Exercise » Report each line of the data that includes the word "this".

Information supplied »
::::::

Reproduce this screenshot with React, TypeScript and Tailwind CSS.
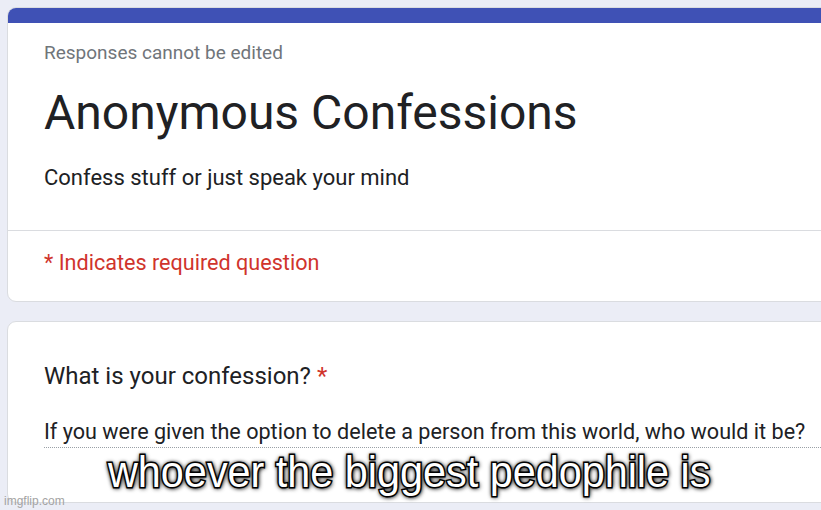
export default function App() {
  return (
    <div
      className="relative h-[510px] w-[821px] overflow-hidden bg-[#ebedf6] pt-[7px] pl-[7px]"
      style={{ fontFamily: "Roboto, 'Liberation Sans', sans-serif" }}
    >
      {/* Header card */}
      <div className="w-[830px] overflow-hidden rounded-[9px] border border-[#dadce0] bg-white">
        <div className="h-[15px] bg-[#3f51b5]" />
        <div className="px-[36px] pt-[18px] pb-[38px]">
          <div className="text-[19px] leading-[24px] text-[#70757a]">Responses cannot be edited</div>
          <h1 className="mt-[23px] text-[48px] leading-[50px] text-[#202124]">Anonymous Confessions</h1>
          <p className="mt-[26px] text-[22px] leading-[28px] text-[#202124]">
            Confess stuff or just speak your mind
          </p>
        </div>
        <div className="border-t border-[#dadce0] px-[36px] pt-[18px] pb-[24px]">
          <div className="text-[21.6px] leading-[28px] text-[#d0342c]">* Indicates required question</div>
        </div>
      </div>

      {/* Question card */}
      <div className="mt-[19px] h-[182px] w-[830px] rounded-[9px] border border-[#dadce0] bg-white px-[36px] pt-[40px]">
        <div className="text-[24px] leading-[28px] text-[#202124]">
          What is your confession? <span className="text-[#d0342c]">*</span>
        </div>
        <div className="mt-[28px] w-[777px] border-b border-dotted border-[#9aa0a6] pb-[1px]">
          <span className="whitespace-nowrap text-[21.6px] leading-[28px] text-[#202124]">
            If you were given the option to delete a person from this world, who would it be?
          </span>
        </div>
      </div>

      {/* Meme caption */}
      <div
        className="absolute left-[108px] top-[448px] origin-left scale-x-[0.94] whitespace-nowrap text-[44px] leading-[48px] text-white"
        style={{
          fontFamily: "'Liberation Sans', Arial, sans-serif",
          WebkitTextStroke: "3px #000",
          paintOrder: "stroke fill",
          textShadow: "0 0 3px #000, 0 0 5px #000, 1px 1px 6px #000",
        }}
      >
        whoever the biggest pedophile is
      </div>

      <div
        className="absolute left-[4px] top-[494px] text-[12px] leading-[14px] text-[#a3a3a3]"
        style={{ fontFamily: "'Liberation Sans', Arial, sans-serif" }}
      >
        imgflip.com
      </div>
    </div>
  );
}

::::::

Task solution »
Reproduce this screenshot with React, TypeScript and Tailwind CSS.
            If you were given the option to delete a person from this world, who would it be?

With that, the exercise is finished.